Continued from Part 1.
Then you have charts like this one that show that over the last 60 years, labor force participation by working age males has dropped from around 85% to 65%. While some of this is attributable to the fact that people are spending more time in school and there is a little less pressure to "get a job," the truth is that an awful lot of folks have just dropped out of the labor force where they obviously don't make much money.
There is also pretty solid evidence that shows that married families are economically much more successful and much less likely to be poor than unmarried, single-parent families (Rector, 2010). So, the whole question of family structure factors into all of this.
There's also an interesting book, Scarcity, Why Having Too Little Means So Much that makes the persuasive argument that persistent scarcity and economic difficulty affects the way that people think and undermines their ability to plan for the future in ways that can help them find a way out of the disadvantaged economic situation.
As Edsall (2013) documents, another thing that we run into is that in times of economic stress (like the recent recession), even the relatively wealthy (but now insecure) tend to become less compassionate. In other words, we tend to be more compassionate when we feel comfortable.
Another contributor to the problem is the fact that people who make lots and lots of money often do so because they are superstars who can be among the very best in an extremely competitive global environment.
Another big driver of inequality are the job losses associated with automation (which may be about to get a whole lot worse). To get a sense of how big of a deal this is, think about a number of instances in which 10 or 20 years ago you used to interact with a person but now all you interact with is a machine.
And, we haven't even talked about globalization yet.
Once you have a globalized market, you run into what Karl Marx called the "reserve army of the unemployed." This means that the unemployed in one part of the world often find themselves competing with the unemployed in another part of the world where there is higher unemployment and lower prevailing wage rates. This creates what Paul Krugman calls the fear economy where everyone feels insecure and forced to take and hang on to whatever job they can get at whatever wage they can get.
There are also larger macroeconomic questions associated with secular stagnation, which is a concept that I have never been quite able to understand. Still, it reflects a struggle among economists to understand why economies are not performing very well and why our strategies for fixing them don't seem to be working.
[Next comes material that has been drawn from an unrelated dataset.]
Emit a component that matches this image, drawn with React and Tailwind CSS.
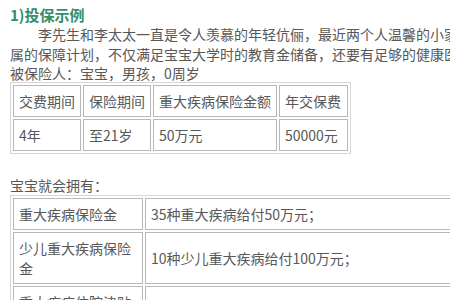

Still another problem is something I call the Lance Armstrong effect. In a highly competitive environment, where well-matched competitors have done everything that they can within the rules to strengthen their positions, the tiebreaker seems to be an ability to cheat better than one's opponent. That is where Lance Armstrong excelled. He put together an astonishing string of bike racing victories by doing an extraordinary job of concealing the fact that he was taking performance-enhancing drugs. The same is true for economic markets. Those who do the best job of exploiting (and hiding the fact that they are doing so) their customers, employees, and the environment tend to come out on top. This is what governmental regulations are supposed to stop.
Conservatives also highlight the red-tape problem. This chart, which John Boenher is credited with putting together, highlights all of the regulatory hoops that you have to jump through if you want to set up a simple small business. These are things that give big advantages to large, well-established firms.
Something else that undermines the effectiveness of programs designed to deal with inequality is something that Stephen Teles calls the "kludgeocracy". Basically today's governmental rules all arose out of a lengthy series of very messy compromises that produced policies that didn't work very well. Over time these inefficiencies have tended to reinforce one another and create an overall system that is often counterproductive.
Finally, you have a tax and subsidy structure that, not surprisingly, tends to favor redistribution towards the rich (Reich, 2014)
This is a list that can go on and on.
So the big question is, what's the solution? On this multiple-choice list of all the problems that I just highlighted, check off the ones that you think we really need to solve. I bet that you'll find that Republicans and Democrats check very different boxes and that there are a lot of important boxes that nobody ever checks.
The truth is that we need to check the "all of the above" box. We need to work on each of the issues that I just talked about, as well as a bunch more.
This requires an approach that we call massively parallel problem-solving. Massively parallel computing, which I have mentioned in a couple of previous posts, works by getting lots of computer processors working on different aspects of a problem from different perspectives at the same time. If we can get problem solvers working on all of the things that I just listed at the same time, then we will we have a lot better chance of being successful.
While these problems are awfully daunting and certainly difficult, they are not impossible. Our society has faced far scarier times in the not-too-distant distant past. Think about the beginning of World War II. Today, we are fortunate to not be facing anything quite that terrifying.
So, the big question is how well are we going to be able to adapt and find solutions to the many dynamics driving the inequality problem. While grand solutions are undoubtedly unattainable, it's pretty clear that we could do a whole lot better. And, if we can, we can leave our children and grandchildren a whole lot more livable future.